It’s a beautiful morning at our hotel in the desert; we regret having to leave. Over the next two days, we’ll travel essentially the entire length of Egypt from Abu Simbel near the Sudanese border to Alexandria on the Mediterranean shore.
Our flight from Abu Simbel makes a brief stop in Aswan, and then we continue to Cairo, where we check back into the Ramses Hilton on Tahrir Square. Tonight we have our farewell dinner, since the main tour ends here, although twelve of us have taken the optional extension to Alexandria.
Our dinner is on a floating restaurant that cruises the Nile.
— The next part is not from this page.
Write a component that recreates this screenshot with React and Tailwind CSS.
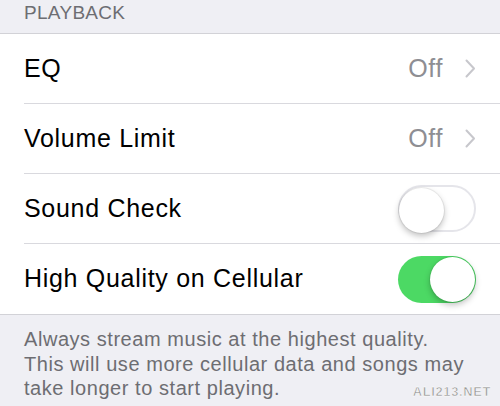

There’s some soothing music during dinner, then an Egyptian band with a belly-dancer (we’re told she’s Brazilian) and a whirling dervish whose routine ends with his whirling dervish skirt lit up in blue neon stripes. Liberace would have been jealous.
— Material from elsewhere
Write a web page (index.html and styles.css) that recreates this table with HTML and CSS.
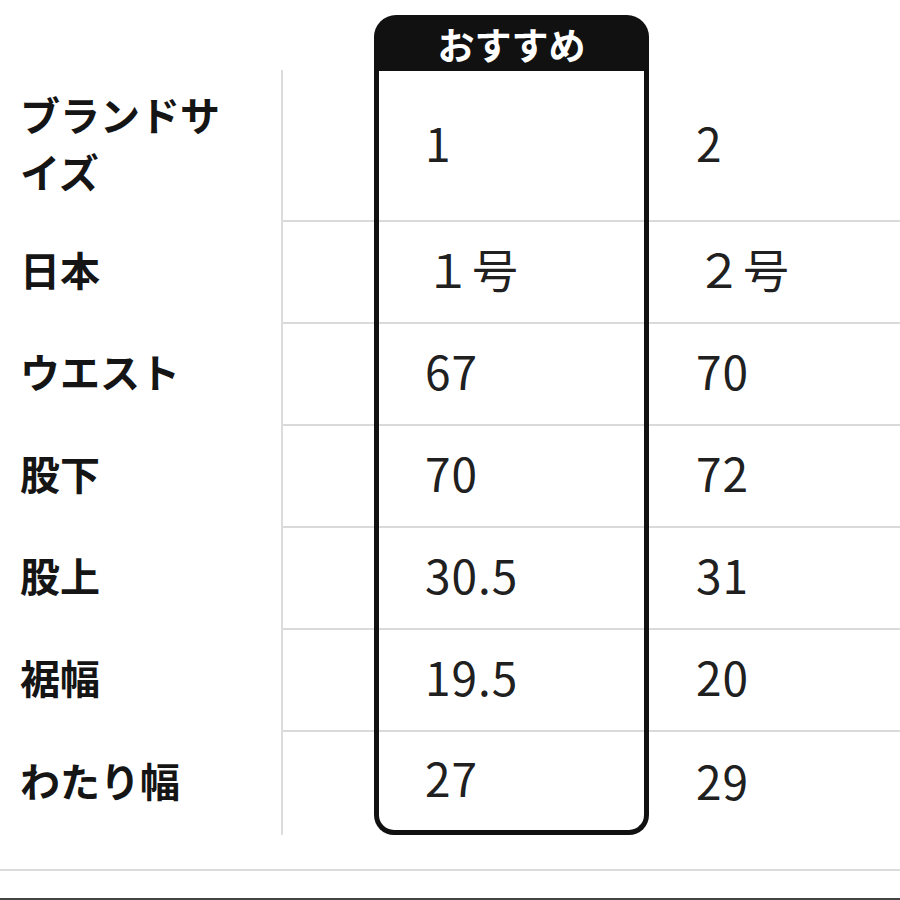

I give out the Toto Tours “Ramses Awards,” for memorable faux pas and notable eccentricities. Everyone gets one of the busts that were purchased in the Aswan market with his award. It’s also Ron’s birthday, so there’s a cake and, of course, his gift of the metallic crocodile, which caused a delay twice going through airport security: in the x-ray, it looked just a bit too real. But there’s something gratifying about seeing an armed, uniformed officer carefully opening and closing a rhinestone-studded box in the shape of a crocodile.
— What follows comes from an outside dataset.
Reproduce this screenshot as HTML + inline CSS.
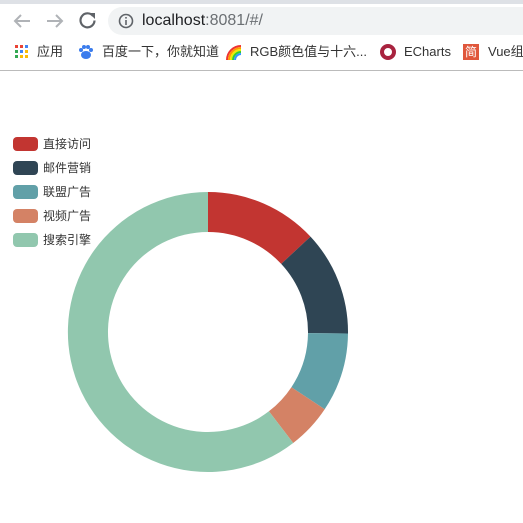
<!DOCTYPE html>
<html><head><meta charset="utf-8"><style>
*{margin:0;padding:0;box-sizing:border-box}
body{width:523px;height:523px;overflow:hidden;background:#fff;font-family:"Liberation Sans","Noto Sans CJK SC",sans-serif;position:relative}
.abs{position:absolute}
.bm{position:absolute;top:44px;height:16px;line-height:16px;font-size:13px;color:#333;white-space:nowrap}
.lg{position:absolute;left:13px;width:25px;height:14px;border-radius:4px}
.lt{position:absolute;left:43px;font-size:12px;line-height:14px;color:#333}
</style></head><body>
<div class="abs" style="left:0;top:0;width:523px;height:4px;background:#dee1e6"></div>
<svg class="abs" style="left:0;top:4px" width="110" height="34">
<g stroke="#b0b3b7" stroke-width="2" fill="none"><path d="M30 17H15M21 11l-6 6 6 6"/><path d="M47 17h15M56 11l6 6-6 6"/></g>
<path d="M93 12a7 7 0 1 0 1.5 4.5" stroke="#5f6368" stroke-width="2.2" fill="none"/><path d="M89 9h6v6z" fill="#5f6368"/>
</svg>
<div class="abs" style="left:108px;top:7px;width:430px;height:28px;border-radius:14px;background:#f1f3f4"></div>
<svg class="abs" style="left:118px;top:13px" width="16" height="16"><circle cx="8" cy="8" r="6.5" stroke="#5f6368" stroke-width="1.6" fill="none"/><rect x="7.2" y="7" width="1.6" height="5" fill="#5f6368"/><rect x="7.2" y="4" width="1.6" height="1.6" fill="#5f6368"/></svg>
<div class="abs" style="left:142px;top:12px;font-size:16px;line-height:18px;color:#202124">localhost<span style="color:#6b6f73">:8081/#/</span></div>
<svg class="abs" style="left:15px;top:45px" width="14" height="14"><g>
<rect x="0" y="0" width="3" height="3" fill="#ea4335"/><rect x="5" y="0" width="3" height="3" fill="#ea4335"/><rect x="10" y="0" width="3" height="3" fill="#4285f4"/>
<rect x="0" y="5" width="3" height="3" fill="#34a853"/><rect x="5" y="5" width="3" height="3" fill="#4285f4"/><rect x="10" y="5" width="3" height="3" fill="#fbbc05"/>
<rect x="0" y="10" width="3" height="3" fill="#34a853"/><rect x="5" y="10" width="3" height="3" fill="#fbbc05"/><rect x="10" y="10" width="3" height="3" fill="#fbbc05"/></g></svg>
<div class="bm" style="left:37px">应用</div>
<svg class="abs" style="left:78px;top:44px" width="16" height="16" fill="#3b7ced"><ellipse cx="8" cy="11" rx="5" ry="4"/><circle cx="3" cy="6" r="2"/><circle cx="6" cy="3" r="2"/><circle cx="10" cy="3" r="2"/><circle cx="13" cy="6" r="2"/></svg>
<div class="bm" style="left:102px">百度一下，你就知道</div>
<svg class="abs" style="left:225px;top:44px" width="18" height="16" fill="none" stroke-width="2"><path d="M2 16A14 14 0 0 1 16 2" stroke="#e33"/><path d="M4 16A12 12 0 0 1 16 4" stroke="#f90"/><path d="M6 16A10 10 0 0 1 16 6" stroke="#ee0"/><path d="M8 16A8 8 0 0 1 16 8" stroke="#3c3"/><path d="M10 16A6 6 0 0 1 16 10" stroke="#39f"/></svg>
<div class="bm" style="left:250px">RGB颜色值与十六...</div>
<svg class="abs" style="left:380px;top:44px" width="16" height="16"><circle cx="8" cy="8" r="6" stroke="#a8233f" stroke-width="4" fill="none"/></svg>
<div class="bm" style="left:404px">ECharts</div>
<div class="abs" style="left:463px;top:44px;width:16px;height:16px;background:#e0573c;color:#fff;font-size:12px;line-height:16px;text-align:center">简</div>
<div class="bm" style="left:488px">Vue组</div>
<div class="abs" style="left:0;top:70px;width:523px;height:1px;background:#bbb"></div>

<div class="lg" style="top:137px;background:#c23531"></div><div class="lt" style="top:137px">直接访问</div>
<div class="lg" style="top:161px;background:#2f4554"></div><div class="lt" style="top:161px">邮件营销</div>
<div class="lg" style="top:185px;background:#61a0a8"></div><div class="lt" style="top:185px">联盟广告</div>
<div class="lg" style="top:209px;background:#d48265"></div><div class="lt" style="top:209px">视频广告</div>
<div class="lg" style="top:233px;background:#91c7ae"></div><div class="lt" style="top:233px">搜索引擎</div>

<svg class="abs" style="left:0;top:0" width="523" height="523">
<path d="M208 192A140 140 0 0 1 310.5 236.6L281.2 263.9A100 100 0 0 0 208 232Z" fill="#c23531"/>
<path d="M310.5 236.6A140 140 0 0 1 348 333.5L308 333.1A100 100 0 0 0 281.2 263.9Z" fill="#2f4554"/>
<path d="M348 333.5A140 140 0 0 1 324.7 409.3L291.4 387.2A100 100 0 0 0 308 333.1Z" fill="#61a0a8"/>
<path d="M324.7 409.3A140 140 0 0 1 293.2 443L268.9 411.3A100 100 0 0 0 291.4 387.2Z" fill="#d48265"/>
<path d="M293.2 443A140 140 0 1 1 208 192L208 232A100 100 0 1 0 268.9 411.3Z" fill="#91c7ae"/>
</svg>
</body></html>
The next morning, five friends head for home, and the rest of us drive three hours by bus to Alexandria. Founded by Alexander the Great, it’s the home of Greco-Roman Egypt. Much of the ancient city, including the lighthouse that was among the Seven Wonders of the Ancient World and the fabled library, was destroyed centuries ago by man or by nature. Some of it, possibly including Cleopatra’s palace, lies buried at the bottom of the current harbor.
We see some of the few bits that remain, like the Catacombs, where Greek and Roman motifs blend with imagery of the traditional Egyptian gods. The most famous relic is known as Pompey’s Pillar. It stands alone in an excavated temple complex in the middle of a residential neighborhood.
At the edge of the Mediterranean, we visit the Qaitbey Citadel, built by one of the Mameluke rulers in 1480 A.D. Among the limestone blocks, we occasionally see some red granite, supposedly stones that were repurposed from the ruins of the original Lighthouse of Pharos.
At a spot in the water below the Citadel, you can see small whitecaps breaking above the platform that was the base of the lighthouse, a tantalizing suggestion of what once was there.